Go through the listing and pick out each line with the word "components" in it.

> _SOURCE MATERIAL_

•••••

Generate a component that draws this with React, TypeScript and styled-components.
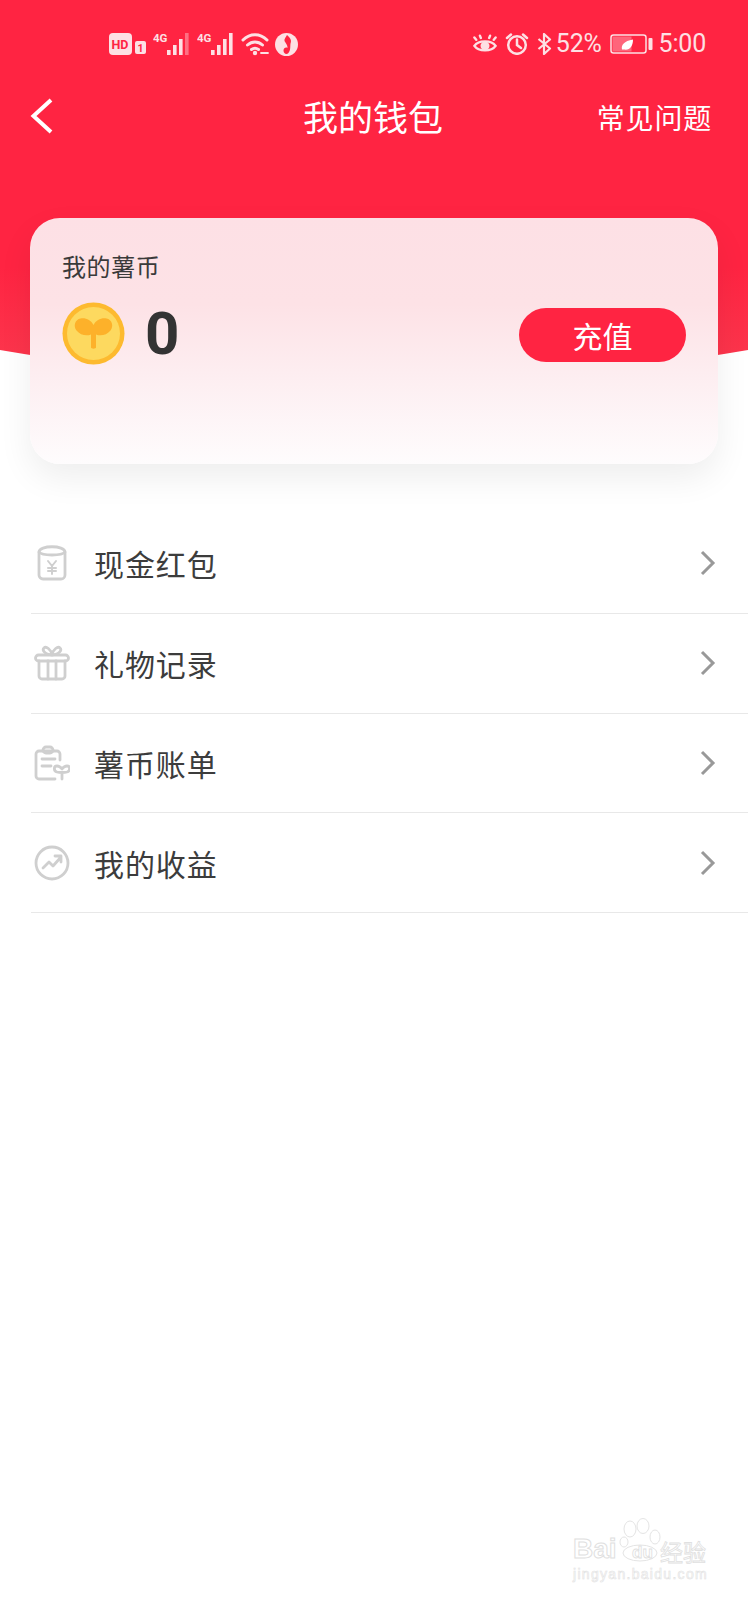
import React from "react";
import styled, { createGlobalStyle } from "styled-components";

const Global = createGlobalStyle`
  html, body { margin: 0; padding: 0; background: #fff; }
  * { box-sizing: border-box; }
  body { font-family: "Noto Sans CJK SC", "Noto Sans", sans-serif; }
`;

const Page = styled.div`
  position: relative;
  width: 748px;
  height: 1600px;
  overflow: hidden;
  background: #fff;
`;

const Hero = styled.header`
  height: 382px;
  background: linear-gradient(180deg, #ff2442 0%, #ff2442 70%, #fb3a4f 100%);
  clip-path: circle(2200px at 50% calc(100% - 2200px));
  color: #fff;
`;

const StatusBar = styled.div`
  display: flex;
  justify-content: space-between;
  align-items: center;
  height: 44px;
  padding: 22px 42px 0 109px;
  box-sizing: content-box;
  color: #fde0e4;
`;

const StatusGroup = styled.div<{ $gap: number }>`
  display: flex;
  align-items: center;
  gap: ${(p) => p.$gap}px;
`;

const StatusText = styled.span<{ $offset: number }>`
  margin-left: ${(p) => p.$offset}px;
  font-family: Roboto, "Liberation Sans", sans-serif;
  font-size: 25px;
  line-height: 44px;
  letter-spacing: -0.2px;
`;

const NavBar = styled.nav`
  display: grid;
  grid-template-columns: 1fr auto 1fr;
  align-items: center;
  height: 60px;
  margin-top: 21px;
  padding: 0 36px 0 34px;
`;

const BackIcon = styled.svg`
  width: 24px;
  height: 36px;
  margin: 0 0 2px -4px;
  fill: none;
  stroke: #fff;
  stroke-width: 4;
`;

const Title = styled.h1`
  margin: 0 0 2px;
  font-size: 35px;
  font-weight: 400;
  line-height: 58px;
`;

const NavLink = styled.span`
  justify-self: end;
  font-size: 28px;
  line-height: 60px;
  letter-spacing: 0.8px;
`;

const Card = styled.section`
  position: relative;
  height: 246px;
  margin: -164px 30px 0;
  padding: 30px 32px 0;
  border-radius: 30px;
  background: linear-gradient(180deg, #fde0e5 0%, #fde2e6 35%, #fdeef1 65%, #fefcfd 100%);
  box-shadow: 0 14px 34px rgba(0, 0, 0, 0.07);
`;

const CardLabel = styled.div`
  font-size: 24px;
  line-height: 36px;
  letter-spacing: 0.6px;
  color: #3a3a3a;
`;

const BalanceRow = styled.div`
  display: flex;
  align-items: center;
  height: 63px;
  margin-top: 18px;
`;

const CoinIcon = styled.svg`
  flex: none;
  width: 63px;
  height: 63px;
`;

const Balance = styled.span`
  flex: 1;
  margin-left: 20px;
  font-family: Roboto, "Liberation Sans", sans-serif;
  font-size: 60px;
  font-weight: 700;
  line-height: 63px;
  color: #333;
`;

const TopUp = styled.button`
  width: 167px;
  height: 54px;
  margin-top: 3px;
  padding: 0;
  border: 0;
  border-radius: 27px;
  background: #ff2442;
  color: #fff;
  font-family: inherit;
  font-size: 30px;
  line-height: 54px;
`;

const Menu = styled.ul`
  margin: 50px 0 0;
  padding: 0;
  list-style: none;
`;

const Row = styled.li`
  display: flex;
  align-items: center;
  height: 99.8px;
  margin-left: 31px;
  padding-right: 32px;
  border-bottom: 1px solid #e8e8e8;
`;

const RowIcon = styled.svg`
  flex: none;
  width: 36px;
  height: 36px;
  margin-left: 3px;
  fill: none;
  stroke: #cfcfcf;
  stroke-width: 2.8;
  stroke-linecap: round;
  stroke-linejoin: round;
`;

const RowLabel = styled.span`
  flex: 1;
  margin-left: 24px;
  font-size: 30px;
  line-height: 40px;
  color: #3c3c3c;
  letter-spacing: 0.9px;
`;

const Chevron = styled.svg`
  flex: none;
  width: 16px;
  height: 26px;
  fill: none;
  stroke: #999;
  stroke-width: 3;
`;

const Watermark = styled.div`
  position: absolute;
  left: 572px;
  top: 1516px;
  width: 140px;
  height: 68px;
  color: #fff;
`;

const MarkPaw = styled.svg`
  position: absolute;
  left: 47px;
  top: 2px;
  width: 42px;
  height: 44px;
  fill: #fff;
  stroke: #e4e4e4;
  stroke-width: 1;
`;

const MarkBrand = styled.span`
  position: absolute;
  left: 1px;
  top: 19px;
  font-family: "Liberation Sans", sans-serif;
  font-size: 28px;
  font-weight: 700;
  line-height: 28px;
  -webkit-text-stroke: 1px #e0e0e0;
`;

const MarkDu = styled.span`
  position: absolute;
  left: 60px;
  top: 28px;
  font-family: "Liberation Sans", sans-serif;
  font-size: 17px;
  font-weight: 700;
  line-height: 18px;
  -webkit-text-stroke: 0.8px #e0e0e0;
`;

const MarkCn = styled.span`
  position: absolute;
  left: 88px;
  top: 22px;
  font-size: 23px;
  line-height: 27px;
  white-space: nowrap;
  -webkit-text-stroke: 0.8px #e0e0e0;
`;

const MarkUrl = styled.span`
  position: absolute;
  left: 1px;
  top: 50px;
  font-family: "Liberation Sans", sans-serif;
  font-size: 14px;
  line-height: 17px;
  letter-spacing: 1.3px;
  white-space: nowrap;
  color: #fff;
  -webkit-text-stroke: 0.6px #e2e2e2;
`;

const SmallText: React.FC<{ x: number; y: number; size: number; children: string; fill?: string }> = ({ x, y, size, children, fill = "currentColor" }) => (
  <text x={x} y={y} fontSize={size} fontWeight={700} fontFamily="Roboto, Liberation Sans, sans-serif" fill={fill}>
    {children}
  </text>
);

const Bars: React.FC<{ dim?: boolean }> = ({ dim }) => (
  <svg width="38" height="24" viewBox="0 0 38 24">
    <SmallText x={0} y={10} size={11.5}>4G</SmallText>
    <g fill="currentColor">
      <rect x="14" y="18" width="3.600" height="5" />
      <rect x="20" y="13" width="3.600" height="10" />
      <rect x="26" y="7" width="3.600" height="16" />
      <rect x="32" y="1" width="3.600" height="22" opacity={dim ? 0.4 : 1} />
    </g>
  </svg>
);

const StatusLeft = () => (
  <StatusGroup $gap={6}>
    <svg width="38" height="24" viewBox="0 0 38 24">
      <rect x="0" y="1" width="23" height="22" rx="4" fill="currentColor" />
      <SmallText x={2.5} y={17} size={12.5} fill="#ff2442">HD</SmallText>
      <rect x="26" y="9" width="11" height="13" rx="2" fill="currentColor" />
      <SmallText x={28.5} y={20} size={10.5} fill="#ff2442">1</SmallText>
    </svg>
    <Bars dim />
    <Bars />
    <svg width="28" height="24" viewBox="0 0 28 24" fill="none" stroke="currentColor" strokeWidth="3" strokeLinecap="round">
      <path d="M2 8C9 1 19 1 26 8" />
      <path d="M6.500 13c4.500-4 10.500-4 15 0" />
      <path d="M10.500 17.500c2-1.500 5-1.500 7 0" />
      <circle cx="14" cy="21" r="2.200" fill="currentColor" stroke="none" />
      <path d="M20 21h7" strokeWidth="1.800" />
    </svg>
    <svg width="23" height="23" viewBox="0 0 23 23">
      <circle cx="11.500" cy="11.500" r="11.500" fill="currentColor" />
      <path d="M12 2c3 3 5 5 3.500 8.500C15 14 16 17 13 20.500c-2 1-4.500 0-4.500-3 0-2.500 2.500-3.500 4-2.500.4-3-2-5-3-7C9 6 11 4 12 2z" fill="#ff2442" />
    </svg>
  </StatusGroup>
);

const StatusRight = () => (
  <StatusGroup $gap={8}>
    <svg width="24" height="20" viewBox="0 0 26 20" fill="none" stroke="currentColor" strokeWidth="2.600" strokeLinecap="round">
      <path d="M1.500 12C6 5.500 20 5.500 24.500 12 20 18.500 6 18.500 1.500 12z" />
      <circle cx="13" cy="12" r="3.600" fill="currentColor" />
      <path d="M3.500 5.500 1.500 3M8.500 3.500 7.500 1M17.500 3.500l1-2.500M22.500 5.500l2-2.500" />
    </svg>
    <svg width="24" height="22" viewBox="0 0 24 22" fill="none" stroke="currentColor" strokeWidth="2.500" strokeLinecap="round">
      <circle cx="12" cy="12" r="8.800" />
      <path d="M12 6.500V12l4 3M2 5l4-3.500M22 5l-4-3.500" />
    </svg>
    <svg width="15" height="22" viewBox="0 0 15 22" fill="none" stroke="currentColor" strokeWidth="2.200" strokeLinejoin="round">
      <path d="M1.500 6 13 15.500 7 21V1l6 5.500L1.500 16" />
    </svg>
    <StatusText $offset={-4}>52%</StatusText>
    <svg width="43" height="20" viewBox="0 0 43 20">
      <rect x="1" y="1" width="35" height="18" rx="2.500" fill="none" stroke="currentColor" strokeWidth="1.500" />
      <rect x="2.500" y="2.500" width="19" height="15" fill="currentColor" opacity="0.35" />
      <rect x="38.500" y="4" width="4" height="12" rx="1" fill="currentColor" />
      <path d="M12 15.500c-1-4.500 2-8.500 11-10 0 6.500-3 11-9 10z" fill="#fff" />
    </svg>
    <StatusText $offset={-2}>5:00</StatusText>
  </StatusGroup>
);

const Coin = () => (
  <CoinIcon viewBox="0 0 63 63">
    <circle cx="31.500" cy="31.500" r="31" fill="#fdba2f" />
    <circle cx="31.500" cy="31.500" r="26.500" fill="#fdd95f" />
    <path
      d="M31.500 23c-2.500-5-8-7.500-13-6.500-5.500 1-7.500 7.500-4 12 3.500 4.500 10 6 14.500 4v13c0 1.500 5 1.500 5 0V32.500c4.500 2 11 .5 14.500-4 3.500-4.500 1.500-11-4-12-5-1-10.500 1.500-13 6.500z"
      fill="#fdb12a"
    />
  </CoinIcon>
);

const icons: React.ReactNode[] = [
  <>
    <path d="M5 7c0-7 26-7 26 0v23a4 4 0 0 1-4 4H9a4 4 0 0 1-4-4z" />
    <path d="M5 7c3 4 23 4 26 0" />
    <path d="M14 16l4 5 4-5M18 21v8M14 23h8M14 26h8" strokeWidth="2" />
  </>,
  <>
    <path d="M5 16v15a3 3 0 0 0 3 3h20a3 3 0 0 0 3-3V16" />
    <rect x="1.500" y="10" width="33" height="6" rx="3" />
    <path d="M14 16v18M22 16v18" />
    <path d="M18 10c-1-6-6-9-8-7-2 2 0 6 8 7zM18 10c1-6 6-9 8-7 2 2 0 6-8 7z" />
  </>,
  <>
    <path d="M26 15V9a3 3 0 0 0-3-3H5a3 3 0 0 0-3 3v22a3 3 0 0 0 3 3h16" />
    <rect x="9" y="2" width="10" height="6" rx="3" />
    <path d="M8 14h13M8 21h9" />
    <path d="M28 24c-1.500-2-3-3-5-3-3.500 0-3.500 5 0 6 2 .5 4 .5 5 .5s3 0 5-.5c3.500-1 3.500-6 0-6-2 0-3.500 1-5 3zM28 28v6" />
  </>,
  <>
    <circle cx="18" cy="18" r="16" />
    <path d="M9 23l6-6 4 4 8-9M21 11h6v6" />
  </>,
];

const items = ["现金红包", "礼物记录", "薯币账单", "我的收益"];

export default function App() {
  return (
    <Page>
      <Global />
      <Hero>
        <StatusBar>
          <StatusLeft />
          <StatusRight />
        </StatusBar>
        <NavBar>
          <BackIcon viewBox="0 0 24 36">
            <path d="M21 2 3.500 18 21 34" />
          </BackIcon>
          <Title>我的钱包</Title>
          <NavLink>常见问题</NavLink>
        </NavBar>
      </Hero>
      <Card>
        <CardLabel>我的薯币</CardLabel>
        <BalanceRow>
          <Coin />
          <Balance>0</Balance>
          <TopUp>充值</TopUp>
        </BalanceRow>
      </Card>
      <Menu>
        {items.map((label, i) => (
          <Row key={label}>
            <RowIcon viewBox="0 0 36 36">{icons[i]}</RowIcon>
            <RowLabel>{label}</RowLabel>
            <Chevron viewBox="0 0 16 26">
              <path d="M2 2l11 11L2 24" />
            </Chevron>
          </Row>
        ))}
      </Menu>
      <Watermark>
        <MarkBrand>Bai</MarkBrand>
        <MarkPaw viewBox="0 0 42 44">
          <ellipse cx="21" cy="35" rx="17" ry="8" />
          <ellipse cx="11" cy="11" rx="6" ry="8" />
          <ellipse cx="24" cy="8" rx="6" ry="7.500" />
          <ellipse cx="36" cy="19" rx="5" ry="7" />
          <ellipse cx="5" cy="24" rx="4" ry="5" />
        </MarkPaw>
        <MarkDu>du</MarkDu>
        <MarkCn>经验</MarkCn>
        <MarkUrl>jingyan.baidu.com</MarkUrl>
      </Watermark>
    </Page>
  );
}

•••••

> _WRITTEN ANSWER_
Generate a component that draws this with React, TypeScript and styled-components.
import styled, { createGlobalStyle } from "styled-components";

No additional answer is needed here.